Usable capacity – the penalty is calculated similarly to RAID5, just with X+2 notation. So e.g. a 6+2 RAID6 would have a 2/8 (two out of eight disks used for parity) penalty, or 25%.  Just like RAID5, this value depends on the size of the group itself, with a technical minimum of four drives.  I say technical because RAID6 schemes are usually implemented to protect a large number of disks – instead of two data and two parity disks, why not just do a 2+2 RAID1/0?  Ahh, variety.

Finally, write penalty.  Because every time I write data I have to update two parity values, there is a 6:1 write penalty with RAID6.  The update operation is once again the same as RAID5 except the second parity value must be read, new parity calculated, and new parity written.

RAID6 can utilize FSWs as discussed above, but if it doesn’t, write operations are taxed HEAVILY with the 6:1 write penalty.  RAID6 has its place, but if you are trying to support small block random writes, it is probably advisable to steer clear.  Again there is no such thing as read penalty, so from a read perspective it performs identically to all other RAID types given the same number of disks in the group.

Distributed vs Dedicated Parity

Briefly I wanted to mention something about parity and the RAID notation like 4+1.  We “think” of this as “4 data disks, one parity disk” which makes sense from a capacity perspective.  In practice, this is called dedicated parity…and it’s not such a good idea.

Every write that comes in the system generates 4 back end I/Os.  Two of those I/Os are slated for the strip that the data is on, and the other two I/Os hit the parity strip.  Were we to stack all the parity strips up on one disk (as we would with a dedicated parity disk), what do you think that would look like under any serious write load?

You could roast marshmallows on the parity disk

You could roast marshmallows on the parity disk

The parity disk has a lot of potential to become a bottleneck.  Instead, RAID5 and 6 implementations use what is called distributed parity in order to provide better I/O balancing.


In this manner, the parity load for the RAID group is distributed evenly across the disks.  Now, does this guarantee even balance?  Nope.  If I hit the top stripe hard, the top parity strip on Disk1 is still going to cook.  But under normal write load with small enough strip size, this provides a much needed load balance.
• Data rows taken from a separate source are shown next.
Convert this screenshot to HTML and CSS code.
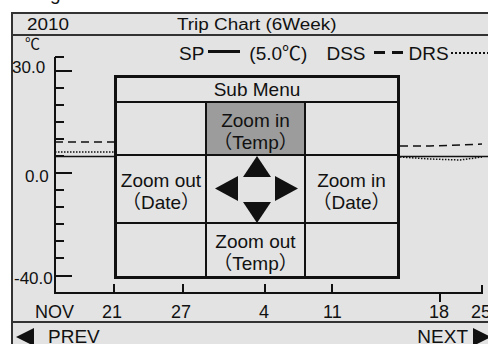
FILE: index.html
```html
<!DOCTYPE html>
<html>
<head>
  <title>Trip Chart</title>
  <link rel="stylesheet" href="styles.css">
</head>
<body>

  <div class="caption"><span>g</span></div>

  <div class="screen">
    <div class="head">
      <span class="year">2010</span>
      <span class="title">Trip Chart (6Week)</span>
    </div>

    <div class="chart">
      <svg class="plot" width="475" height="285" viewBox="13 36 475 285">
        <text class="unit" x="25" y="49">℃</text>

        <!-- data lines, the menu covers the middle -->
        <path class="line" d="M55 156.5H488" />
        <path class="line dashed" d="M55 142H114M400 146L430 146L460 145L482 144" />
        <path class="line dotted" d="M55 152H114M400 157L430 159L460 160L482 157" />

        <!-- axes -->
        <path class="axis" d="M55 57V293H482V285" />
        <path class="axis" d="M55 57H64M55 71H72M55 88H64M55 105H64M55 122H64M55 139H64M55 156H64M55 173H72M55 190H64M55 207H64M55 224H64M55 241H64M55 258H64M55 276H72" />
        <path class="axis" d="M114 293V284M183 293V284M265 293V284M332 293V284M440 293V302" />

        <text class="ylab" x="12" y="73">30.0</text>
        <text class="ylab" x="25" y="182">0.0</text>
        <text class="ylab" x="14" y="284">-40.0</text>

        <text class="xlab" x="35" y="318">NOV</text>
        <text class="xlab" x="102" y="318">21</text>
        <text class="xlab" x="171" y="318">27</text>
        <text class="xlab" x="259" y="318">4</text>
        <text class="xlab" x="323" y="318">11</text>
        <text class="xlab" x="429" y="318">18</text>
        <text class="xlab" x="471" y="318">25</text>
      </svg>

      <div class="legend">
        <span class="name sp">SP</span>
        <i class="key solid"></i>
        <span class="name setp">(5.0℃)</span>
        <span class="name dss">DSS</span>
        <i class="key dash"></i>
        <span class="name drs">DRS</span>
        <i class="key dots"></i>
      </div>

      <div class="menu">
        <div class="cell caption-cell">Sub Menu</div>
        <div class="cell"></div>
        <div class="cell text selected">Zoom in<br>（Temp）</div>
        <div class="cell"></div>
        <div class="cell text">Zoom out<br>（Date）</div>
        <div class="cell pad">
          <svg width="97" height="68" viewBox="0 0 97 68">
            <polygon points="50,1 64,22 36,22" />
            <polygon points="31,21 8,33.5 31,46" />
            <polygon points="68,21 91,33.5 68,46" />
            <polygon points="36,47 64,47 50,68" />
          </svg>
        </div>
        <div class="cell text">Zoom in<br>（Date）</div>
        <div class="cell"></div>
        <div class="cell text">Zoom out<br>（Temp）</div>
        <div class="cell"></div>
      </div>
    </div>

    <div class="foot">
      <span class="nav prev">
        <svg width="18" height="18" viewBox="0 0 18 18"><polygon points="18,0 0,9 18,18" /></svg>
        PREV
      </span>
      <span class="nav next">
        NEXT
        <svg width="18" height="18" viewBox="0 0 18 18"><polygon points="0,0 18,9 0,18" /></svg>
      </span>
    </div>
  </div>

</body>
</html>
```

FILE: styles.css
```css
body {
  margin: 0;
  width: 488px;
  height: 344px;
  overflow: hidden;
  background: #ffffff;
  font-family: "Liberation Sans", "Noto Sans CJK SC", sans-serif;
  color: #111;
}

.caption {
  height: 12px;
  overflow: hidden;
  padding-left: 50px;
  font-size: 19px;
}

.caption span {
  display: block;
  margin-top: -17px;
}

.screen {
  margin-left: 11px;
  border-left: 2px solid #333;
  border-top: 2px solid #333;
  background: #e3e3e3;
  height: 332px;
}

/* header text is drawn wide, like the device font */
.head {
  height: 20px;
  border-bottom: 2px solid #333;
  display: flex;
  font-size: 16px;
  line-height: 22px;
  overflow: hidden;
}

.head span {
  display: inline-block;
  transform: scaleX(1.18);
  transform-origin: left center;
}

.year {
  margin-left: 14px;
}

.title {
  margin-left: 114px;
}

.chart {
  position: relative;
  height: 285px;
}

.plot {
  display: block;
  overflow: visible;
}

.unit {
  font-size: 15px;
  fill: #111;
}

.legend {
  position: absolute;
  top: 7px;
  left: 0;
  right: 0;
  display: flex;
  font-size: 19px;
  line-height: 22px;
  white-space: nowrap;
}

.sp {
  margin-left: 166px;
}

.key {
  display: block;
  flex: none;
}

.key.solid {
  width: 32px;
  height: 3px;
  margin: 7px 0 0 4px;
  background: #111;
}

.setp {
  margin-left: 9px;
}

.dss {
  margin-left: 19px;
}

.key.dash {
  width: 30px;
  height: 3px;
  margin: 8px 0 0 8px;
  background: repeating-linear-gradient(90deg, #111 0 11px, transparent 11px 18px);
}

.drs {
  margin-left: 5px;
}

.key.dots {
  width: 40px;
  height: 2px;
  margin: 9px 0 0 2px;
  background: repeating-linear-gradient(90deg, #111 0 2px, transparent 2px 4px);
}

.line {
  fill: none;
  stroke: #111;
  stroke-width: 1.5;
}

.dashed {
  stroke-dasharray: 8 5;
}

.dotted {
  stroke-dasharray: 1.5 1.5;
}

.axis {
  fill: none;
  stroke: #111;
  stroke-width: 2;
}

.ylab {
  font-size: 17px;
  fill: #111;
}

.xlab {
  font-size: 18px;
  fill: #111;
}

.menu {
  position: absolute;
  left: 101px;
  top: 39px;
  border: 3px solid #111;
  background: #111;
  display: grid;
  grid-template-columns: 88px 97px 91px;
  grid-template-rows: 23px 51px 66px 52px;
  gap: 2px;
  font-size: 19px;
  line-height: 22px;
}

.cell {
  background: #e3e3e3;
  display: flex;
  align-items: center;
  justify-content: center;
  text-align: center;
}

.cell.text {
  padding-top: 6px;
}

.caption-cell {
  grid-column: 1 / 4;
}

.cell.selected {
  background: #9c9c9c;
}

.pad svg {
  display: block;
  overflow: visible;
  fill: #111;
}

.foot {
  border-top: 2px solid #333;
  display: flex;
  justify-content: space-between;
  font-size: 19px;
  line-height: 22px;
  padding-top: 3px;
}

.nav {
  display: flex;
  align-items: center;
}

.prev {
  margin-left: 3px;
  gap: 14px;
}

.next {
  margin-right: -3px;
  gap: 5px;
}

.nav svg {
  fill: #111;
}
```
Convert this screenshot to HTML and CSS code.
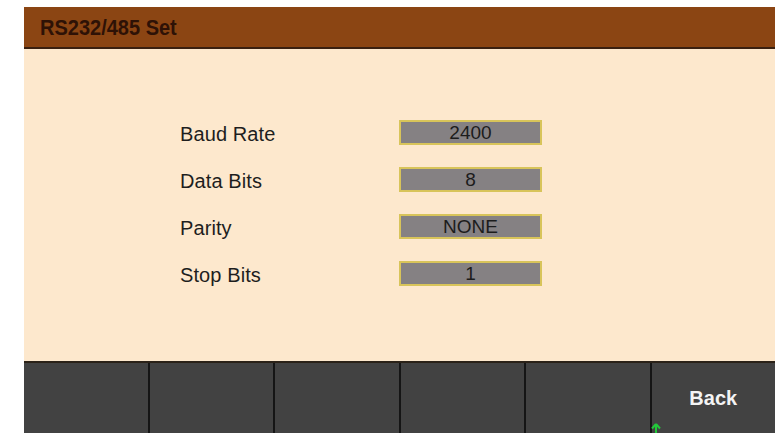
FILE: index.html
```html
<!DOCTYPE html>
<html>
<head>
<meta charset="utf-8">
<link rel="stylesheet" href="styles.css">
</head>
<body>
<div class="screen">
  <div class="header"><span class="title">RS232/485 Set</span></div>
  <div class="content">
    <div class="form">
      <div class="label">Baud Rate</div><div class="value">2400</div>
      <div class="label">Data Bits</div><div class="value">8</div>
      <div class="label">Parity</div><div class="value">NONE</div>
      <div class="label">Stop Bits</div><div class="value">1</div>
    </div>
  </div>
  <div class="footer">
    <div class="key"></div>
    <div class="key"></div>
    <div class="key"></div>
    <div class="key"></div>
    <div class="key"></div>
    <div class="key back">Back</div>
    <svg class="arrow" width="10" height="11" viewBox="0 0 10 11"><path d="M5 1 L1 5.5 M5 1 L9 5.5 M5 1 V11" stroke="#22c83a" stroke-width="2" fill="none"/></svg>
  </div>
</div>
</body>
</html>
```
FILE: styles.css
```css
html, body { margin: 0; padding: 0; background: #ffffff; }
body { font-family: "Liberation Sans", Arial, sans-serif; }
.screen {
  margin: 7px 0 0 24px;
  width: 751px;
  position: relative;
}
.header {
  height: 40px;
  background: #8b4513;
  border-bottom: 2px solid #3a2010;
  display: flex;
  align-items: center;
  padding-left: 16px;
}
.title {
  font-weight: bold;
  font-size: 20px;
  color: #2e1206;
  display: inline-block;
  transform: scaleY(1.08);
}
.content {
  background: #fde8cd;
  border-bottom: 2px solid #2b2218;
  padding-top: 71px;
  box-sizing: border-box;
  height: 314px;
}
.form {
  display: grid;
  grid-template-columns: 219px 143px;
  grid-auto-rows: 25px;
  row-gap: 22px;
  padding-left: 156px;
}
.label {
  font-size: 20px;
  letter-spacing: 0.1px;
  color: #1e1e1e;
  display: flex;
  align-items: center;
  padding-top: 3px;
}
.value {
  background: #858183;
  border: 2px solid #d8c45a;
  box-sizing: border-box;
  font-size: 19px;
  color: #1c1c1c;
  display: flex;
  align-items: center;
  justify-content: center;
  padding-top: 1px;
}
.footer {
  display: flex;
  height: 70px;
  background: #424242;
  position: relative;
}
.key {
  flex: 1;
  border-left: 2px solid #151515;
  display: flex;
  align-items: center;
  justify-content: center;
}
.key:first-child { border-left: none; }
.back {
  color: #f4f4f4;
  font-weight: bold;
  font-size: 20px;
}
.arrow {
  position: absolute;
  left: 627px;
  top: 60px;
}
```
Not all protection schemes use distributed parity – NetApp’s RAID-DP is a good example of this.  But in cases where parity is not distributed, there must be some other mechanism to alleviate the parity load…otherwise the parity disk is going to be a massive bottleneck.

Uncorrectable Bit Errors

Finally, I wanted to mention Uncorrectable Bit Errors and their impact on RAID5 vs RAID6.  If you check out the whitepaper from EMC above, you’ll see a reference to uncorrectable errors.  You can also google this topic – here is a good paper on it.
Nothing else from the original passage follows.